What they will learn: vocabulary, problem solving, gross motor development, scientific basics,

14.Texture Play: Provide your child with different materials for “messy play”. Either select food items or non-food items. It is suggested that you do not combine them. When children are playing with food items, they may want to taste them. You do not want to confuse them by giving them Play-Doh and pudding.

Let your child explore the different textures by touching them, placing them into bottles and shaking them to see how they move and sound, or painting with them. Good materials include: bubble wrap, cardboard, sand, dirt, different fabrics, differently shaped pasta, cut vegetables, pudding or dough.

This type of play not only develops a sense of exploration and fine motor skill, but also encourages children who may have sensory reluctance, or food intolerance.

What they will learn: fine motor development, sensory input, scientific basics

15. Have a dance party: What is more fun than that? Crank up the tunes and get moving with your child! There are a lot of great internet sites that offer kids music that is upbeat and appropriate. Try or for starters. Turn up the music and sing along while you dance with your little one. It is great for both of your activity levels, plus will leave you both in a great mood!
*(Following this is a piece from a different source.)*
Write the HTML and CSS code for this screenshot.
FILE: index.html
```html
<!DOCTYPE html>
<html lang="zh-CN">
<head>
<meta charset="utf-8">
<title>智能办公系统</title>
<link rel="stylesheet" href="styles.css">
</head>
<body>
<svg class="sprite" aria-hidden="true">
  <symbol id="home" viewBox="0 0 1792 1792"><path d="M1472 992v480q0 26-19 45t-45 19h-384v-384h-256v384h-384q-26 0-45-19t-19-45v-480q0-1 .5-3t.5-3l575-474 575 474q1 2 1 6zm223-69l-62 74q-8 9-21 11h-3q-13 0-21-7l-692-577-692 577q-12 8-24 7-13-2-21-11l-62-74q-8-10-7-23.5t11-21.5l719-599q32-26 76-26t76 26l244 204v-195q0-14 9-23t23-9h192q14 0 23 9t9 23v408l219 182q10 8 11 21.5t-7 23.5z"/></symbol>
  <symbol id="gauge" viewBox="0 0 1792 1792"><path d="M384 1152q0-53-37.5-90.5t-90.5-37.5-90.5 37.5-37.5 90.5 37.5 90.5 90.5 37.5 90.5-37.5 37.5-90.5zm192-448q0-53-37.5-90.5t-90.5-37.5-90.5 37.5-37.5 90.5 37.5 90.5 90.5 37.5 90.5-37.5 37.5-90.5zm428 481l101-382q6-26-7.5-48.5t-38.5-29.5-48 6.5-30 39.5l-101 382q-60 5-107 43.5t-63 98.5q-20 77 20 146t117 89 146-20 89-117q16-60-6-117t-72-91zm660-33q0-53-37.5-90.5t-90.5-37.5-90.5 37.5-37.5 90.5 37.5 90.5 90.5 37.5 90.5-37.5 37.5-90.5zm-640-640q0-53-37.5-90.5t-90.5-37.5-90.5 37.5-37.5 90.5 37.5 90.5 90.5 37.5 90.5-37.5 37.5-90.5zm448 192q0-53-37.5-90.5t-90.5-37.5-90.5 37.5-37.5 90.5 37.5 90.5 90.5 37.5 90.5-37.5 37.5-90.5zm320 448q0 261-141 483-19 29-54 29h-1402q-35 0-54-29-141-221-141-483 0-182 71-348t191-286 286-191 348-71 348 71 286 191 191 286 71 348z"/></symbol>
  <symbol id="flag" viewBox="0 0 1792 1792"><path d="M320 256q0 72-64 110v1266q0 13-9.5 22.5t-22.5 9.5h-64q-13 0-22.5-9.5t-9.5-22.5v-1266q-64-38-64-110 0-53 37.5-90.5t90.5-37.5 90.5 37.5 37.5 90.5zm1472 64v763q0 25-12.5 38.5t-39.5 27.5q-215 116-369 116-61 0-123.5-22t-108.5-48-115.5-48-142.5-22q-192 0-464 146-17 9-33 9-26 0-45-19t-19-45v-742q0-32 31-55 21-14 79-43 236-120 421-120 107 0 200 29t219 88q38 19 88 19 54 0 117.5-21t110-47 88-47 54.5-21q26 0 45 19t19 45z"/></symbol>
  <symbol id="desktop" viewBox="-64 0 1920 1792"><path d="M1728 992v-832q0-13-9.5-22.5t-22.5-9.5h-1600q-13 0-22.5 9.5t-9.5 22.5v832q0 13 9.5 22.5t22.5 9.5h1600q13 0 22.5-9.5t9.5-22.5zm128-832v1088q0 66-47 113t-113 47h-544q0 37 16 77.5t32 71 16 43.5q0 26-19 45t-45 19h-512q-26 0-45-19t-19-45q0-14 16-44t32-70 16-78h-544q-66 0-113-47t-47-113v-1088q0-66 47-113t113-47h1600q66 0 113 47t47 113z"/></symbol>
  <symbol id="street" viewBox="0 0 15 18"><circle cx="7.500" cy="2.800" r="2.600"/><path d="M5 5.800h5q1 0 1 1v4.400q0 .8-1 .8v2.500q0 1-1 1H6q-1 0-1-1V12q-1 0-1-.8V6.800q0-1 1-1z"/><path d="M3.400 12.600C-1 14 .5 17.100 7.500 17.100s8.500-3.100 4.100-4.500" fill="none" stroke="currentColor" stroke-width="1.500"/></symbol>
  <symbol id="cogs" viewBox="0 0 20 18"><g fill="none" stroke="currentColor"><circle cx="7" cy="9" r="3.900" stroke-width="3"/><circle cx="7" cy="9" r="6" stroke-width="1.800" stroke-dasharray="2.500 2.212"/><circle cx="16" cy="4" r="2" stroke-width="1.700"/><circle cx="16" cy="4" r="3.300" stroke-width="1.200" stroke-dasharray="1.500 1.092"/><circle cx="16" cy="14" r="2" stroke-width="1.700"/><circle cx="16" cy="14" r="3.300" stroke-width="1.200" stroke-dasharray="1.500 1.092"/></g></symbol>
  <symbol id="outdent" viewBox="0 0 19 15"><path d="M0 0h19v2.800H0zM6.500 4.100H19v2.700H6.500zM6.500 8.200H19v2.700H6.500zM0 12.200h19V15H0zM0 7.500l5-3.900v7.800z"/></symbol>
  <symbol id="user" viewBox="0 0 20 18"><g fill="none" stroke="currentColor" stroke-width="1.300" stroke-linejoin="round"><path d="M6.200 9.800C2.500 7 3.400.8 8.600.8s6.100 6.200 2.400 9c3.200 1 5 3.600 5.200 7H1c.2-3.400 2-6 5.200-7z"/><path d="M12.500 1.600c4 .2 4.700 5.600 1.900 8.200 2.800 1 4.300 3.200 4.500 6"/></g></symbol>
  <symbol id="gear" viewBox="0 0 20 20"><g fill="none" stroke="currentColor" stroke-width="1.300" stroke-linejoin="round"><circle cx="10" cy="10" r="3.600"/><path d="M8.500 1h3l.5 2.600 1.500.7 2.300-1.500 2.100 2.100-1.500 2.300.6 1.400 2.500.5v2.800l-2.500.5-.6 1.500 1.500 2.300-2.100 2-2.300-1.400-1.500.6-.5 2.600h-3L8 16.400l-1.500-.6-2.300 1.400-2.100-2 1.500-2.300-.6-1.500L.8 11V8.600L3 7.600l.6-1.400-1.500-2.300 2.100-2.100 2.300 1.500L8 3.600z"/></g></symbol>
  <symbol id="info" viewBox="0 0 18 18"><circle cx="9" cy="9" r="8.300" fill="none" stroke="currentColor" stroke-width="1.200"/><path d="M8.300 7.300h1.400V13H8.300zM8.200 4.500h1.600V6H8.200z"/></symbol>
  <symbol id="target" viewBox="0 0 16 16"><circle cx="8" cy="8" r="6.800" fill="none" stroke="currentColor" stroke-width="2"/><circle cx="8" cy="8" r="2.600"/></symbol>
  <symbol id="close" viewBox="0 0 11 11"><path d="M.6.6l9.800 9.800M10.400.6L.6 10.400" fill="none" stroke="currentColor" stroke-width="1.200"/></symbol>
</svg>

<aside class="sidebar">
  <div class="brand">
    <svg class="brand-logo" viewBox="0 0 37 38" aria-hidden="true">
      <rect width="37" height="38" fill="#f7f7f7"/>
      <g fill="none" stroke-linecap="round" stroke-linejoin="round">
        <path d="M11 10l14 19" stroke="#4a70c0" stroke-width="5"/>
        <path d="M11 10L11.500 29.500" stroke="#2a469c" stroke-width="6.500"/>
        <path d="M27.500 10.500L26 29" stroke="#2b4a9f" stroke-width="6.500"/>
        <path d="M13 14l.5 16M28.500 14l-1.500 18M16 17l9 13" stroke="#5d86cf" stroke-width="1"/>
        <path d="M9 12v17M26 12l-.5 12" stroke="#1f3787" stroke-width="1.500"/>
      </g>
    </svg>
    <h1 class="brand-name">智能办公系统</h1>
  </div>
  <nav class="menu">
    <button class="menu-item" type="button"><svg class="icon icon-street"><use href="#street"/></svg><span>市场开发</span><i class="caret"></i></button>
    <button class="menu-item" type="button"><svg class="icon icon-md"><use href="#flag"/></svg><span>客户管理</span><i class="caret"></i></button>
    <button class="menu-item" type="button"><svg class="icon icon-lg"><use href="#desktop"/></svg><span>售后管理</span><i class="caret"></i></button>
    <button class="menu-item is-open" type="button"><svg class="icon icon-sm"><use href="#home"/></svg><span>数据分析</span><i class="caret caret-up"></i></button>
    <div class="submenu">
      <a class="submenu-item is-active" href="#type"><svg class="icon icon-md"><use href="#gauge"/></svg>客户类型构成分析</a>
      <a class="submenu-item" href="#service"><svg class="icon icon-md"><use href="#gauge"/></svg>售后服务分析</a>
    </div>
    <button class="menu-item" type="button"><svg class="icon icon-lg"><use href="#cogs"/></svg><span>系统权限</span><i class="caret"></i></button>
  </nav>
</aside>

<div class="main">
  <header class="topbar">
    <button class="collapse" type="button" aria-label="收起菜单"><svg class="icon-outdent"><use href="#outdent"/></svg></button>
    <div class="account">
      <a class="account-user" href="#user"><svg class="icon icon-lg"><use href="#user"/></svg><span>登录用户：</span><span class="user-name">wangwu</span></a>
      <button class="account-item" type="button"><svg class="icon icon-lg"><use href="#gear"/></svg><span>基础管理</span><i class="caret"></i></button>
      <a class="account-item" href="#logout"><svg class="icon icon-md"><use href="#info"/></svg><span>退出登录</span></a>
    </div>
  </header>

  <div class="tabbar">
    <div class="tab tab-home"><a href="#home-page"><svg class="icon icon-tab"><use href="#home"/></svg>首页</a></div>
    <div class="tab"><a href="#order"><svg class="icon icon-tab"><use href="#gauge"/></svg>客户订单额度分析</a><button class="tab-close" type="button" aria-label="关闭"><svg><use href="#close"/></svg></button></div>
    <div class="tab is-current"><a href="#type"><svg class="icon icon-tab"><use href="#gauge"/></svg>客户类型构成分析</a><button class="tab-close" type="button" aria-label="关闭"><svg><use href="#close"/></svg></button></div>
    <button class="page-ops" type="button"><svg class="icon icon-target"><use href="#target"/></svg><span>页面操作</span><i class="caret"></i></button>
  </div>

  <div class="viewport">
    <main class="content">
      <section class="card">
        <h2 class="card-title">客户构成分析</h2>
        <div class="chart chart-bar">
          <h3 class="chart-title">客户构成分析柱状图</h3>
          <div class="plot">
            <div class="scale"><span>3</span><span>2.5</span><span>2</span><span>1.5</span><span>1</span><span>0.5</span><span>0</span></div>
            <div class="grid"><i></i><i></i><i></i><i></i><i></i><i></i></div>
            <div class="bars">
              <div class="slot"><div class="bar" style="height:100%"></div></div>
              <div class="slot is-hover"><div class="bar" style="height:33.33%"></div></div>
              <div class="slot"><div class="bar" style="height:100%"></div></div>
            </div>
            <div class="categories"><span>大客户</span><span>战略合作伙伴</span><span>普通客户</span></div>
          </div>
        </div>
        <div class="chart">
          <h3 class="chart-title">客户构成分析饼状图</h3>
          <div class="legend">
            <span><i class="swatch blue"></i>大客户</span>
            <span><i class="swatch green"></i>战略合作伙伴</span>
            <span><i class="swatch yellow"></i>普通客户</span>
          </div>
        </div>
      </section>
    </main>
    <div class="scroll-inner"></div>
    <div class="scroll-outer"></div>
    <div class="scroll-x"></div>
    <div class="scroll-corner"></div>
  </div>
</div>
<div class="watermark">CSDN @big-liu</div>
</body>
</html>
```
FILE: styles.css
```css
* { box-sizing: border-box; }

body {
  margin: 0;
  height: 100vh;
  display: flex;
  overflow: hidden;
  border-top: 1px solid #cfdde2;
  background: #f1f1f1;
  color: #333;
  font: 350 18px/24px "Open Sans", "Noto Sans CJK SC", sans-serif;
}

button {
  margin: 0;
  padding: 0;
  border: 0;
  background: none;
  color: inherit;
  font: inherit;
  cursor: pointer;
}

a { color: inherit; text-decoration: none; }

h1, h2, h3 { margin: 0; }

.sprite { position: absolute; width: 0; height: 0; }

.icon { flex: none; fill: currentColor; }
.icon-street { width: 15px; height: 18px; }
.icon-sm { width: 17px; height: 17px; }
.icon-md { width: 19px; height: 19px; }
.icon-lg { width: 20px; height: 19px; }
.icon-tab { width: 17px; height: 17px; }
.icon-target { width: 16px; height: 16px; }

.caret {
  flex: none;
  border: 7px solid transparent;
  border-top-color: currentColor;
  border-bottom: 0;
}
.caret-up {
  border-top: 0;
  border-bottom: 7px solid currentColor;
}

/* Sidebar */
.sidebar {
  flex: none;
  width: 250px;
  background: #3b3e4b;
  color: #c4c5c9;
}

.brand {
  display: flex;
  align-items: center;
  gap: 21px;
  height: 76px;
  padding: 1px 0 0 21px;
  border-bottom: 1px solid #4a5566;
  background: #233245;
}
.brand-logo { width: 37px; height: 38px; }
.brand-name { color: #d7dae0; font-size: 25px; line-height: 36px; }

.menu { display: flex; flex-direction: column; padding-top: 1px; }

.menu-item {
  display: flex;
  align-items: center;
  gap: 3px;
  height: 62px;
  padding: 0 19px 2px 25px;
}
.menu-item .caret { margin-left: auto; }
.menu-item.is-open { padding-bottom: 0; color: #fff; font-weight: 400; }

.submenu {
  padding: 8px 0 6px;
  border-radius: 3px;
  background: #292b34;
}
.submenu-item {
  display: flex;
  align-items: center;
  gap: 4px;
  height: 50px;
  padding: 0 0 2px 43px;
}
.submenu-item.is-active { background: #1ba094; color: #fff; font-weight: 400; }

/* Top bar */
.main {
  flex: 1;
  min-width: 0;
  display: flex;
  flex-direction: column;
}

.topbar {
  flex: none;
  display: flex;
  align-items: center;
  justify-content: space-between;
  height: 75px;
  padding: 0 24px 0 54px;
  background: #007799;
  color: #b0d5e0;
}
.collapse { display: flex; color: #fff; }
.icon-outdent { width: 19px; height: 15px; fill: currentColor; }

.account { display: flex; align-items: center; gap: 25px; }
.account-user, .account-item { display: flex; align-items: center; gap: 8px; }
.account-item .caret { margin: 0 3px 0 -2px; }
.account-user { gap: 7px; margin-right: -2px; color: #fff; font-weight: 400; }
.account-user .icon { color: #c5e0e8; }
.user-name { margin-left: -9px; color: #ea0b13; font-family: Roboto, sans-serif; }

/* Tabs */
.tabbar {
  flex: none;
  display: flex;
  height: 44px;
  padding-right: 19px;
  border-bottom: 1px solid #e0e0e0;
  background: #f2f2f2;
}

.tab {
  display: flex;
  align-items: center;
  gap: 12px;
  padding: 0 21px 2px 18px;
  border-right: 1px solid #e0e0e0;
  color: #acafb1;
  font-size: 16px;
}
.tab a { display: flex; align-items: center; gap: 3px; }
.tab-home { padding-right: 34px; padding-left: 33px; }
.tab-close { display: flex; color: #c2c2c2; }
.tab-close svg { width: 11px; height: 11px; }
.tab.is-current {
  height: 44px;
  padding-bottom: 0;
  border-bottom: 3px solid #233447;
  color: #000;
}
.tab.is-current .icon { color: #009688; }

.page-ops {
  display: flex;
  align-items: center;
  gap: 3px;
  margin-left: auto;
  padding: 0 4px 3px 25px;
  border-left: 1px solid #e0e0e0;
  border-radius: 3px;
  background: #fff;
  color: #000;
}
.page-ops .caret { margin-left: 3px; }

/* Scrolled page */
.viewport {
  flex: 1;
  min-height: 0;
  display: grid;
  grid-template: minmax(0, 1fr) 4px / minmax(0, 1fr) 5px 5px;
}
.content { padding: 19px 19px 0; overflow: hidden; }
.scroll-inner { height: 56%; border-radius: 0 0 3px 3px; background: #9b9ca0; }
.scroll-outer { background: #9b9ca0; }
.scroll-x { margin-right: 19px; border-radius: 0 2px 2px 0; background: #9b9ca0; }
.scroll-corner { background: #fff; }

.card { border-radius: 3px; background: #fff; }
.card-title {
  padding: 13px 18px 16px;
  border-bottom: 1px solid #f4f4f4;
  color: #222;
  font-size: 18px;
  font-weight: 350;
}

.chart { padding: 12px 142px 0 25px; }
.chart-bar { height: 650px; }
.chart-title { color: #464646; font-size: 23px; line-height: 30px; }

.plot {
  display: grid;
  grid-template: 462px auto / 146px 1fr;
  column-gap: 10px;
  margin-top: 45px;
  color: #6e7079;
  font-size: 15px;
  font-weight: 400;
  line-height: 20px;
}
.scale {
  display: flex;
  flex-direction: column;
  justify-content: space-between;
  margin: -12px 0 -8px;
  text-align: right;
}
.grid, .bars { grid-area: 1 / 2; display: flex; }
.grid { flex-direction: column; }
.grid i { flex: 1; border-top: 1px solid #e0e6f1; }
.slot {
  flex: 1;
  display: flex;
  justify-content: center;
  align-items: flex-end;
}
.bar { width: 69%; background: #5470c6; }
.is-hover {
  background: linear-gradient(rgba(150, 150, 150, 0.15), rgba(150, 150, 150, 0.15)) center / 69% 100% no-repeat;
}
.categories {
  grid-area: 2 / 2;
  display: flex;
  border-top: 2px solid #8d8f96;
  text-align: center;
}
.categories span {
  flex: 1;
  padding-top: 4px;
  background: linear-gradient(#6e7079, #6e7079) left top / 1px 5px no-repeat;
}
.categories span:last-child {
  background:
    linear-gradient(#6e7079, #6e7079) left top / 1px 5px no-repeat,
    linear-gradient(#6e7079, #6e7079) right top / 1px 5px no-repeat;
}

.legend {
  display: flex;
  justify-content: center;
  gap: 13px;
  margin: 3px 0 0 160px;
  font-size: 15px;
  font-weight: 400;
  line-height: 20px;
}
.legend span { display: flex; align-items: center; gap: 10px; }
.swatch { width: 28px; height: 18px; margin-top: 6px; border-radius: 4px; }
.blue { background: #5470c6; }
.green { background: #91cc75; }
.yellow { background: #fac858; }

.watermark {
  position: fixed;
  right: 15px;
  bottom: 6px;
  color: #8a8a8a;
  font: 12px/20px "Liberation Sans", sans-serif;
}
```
What they will learn: Gross motor development, vocabulary, rhythm and music principles.

Play based learning is the very best way to engage your toddler, and to make learning fun for them. Additionally, introducing them at an early age to a routine of physical activity will set them on course for a lifetime filled with healthy behaviors.

All of the activities listed above are excellent examples of fun activities to do with your toddler, but all of them may be modified according to you and your child’s preference. The best thing about open ended, play based learning is that there are no rules!

The goal of all of these activities, and others like them, is to have fun with your toddler, encourage them to think independently, and make discoveries on their own about how the world around them works.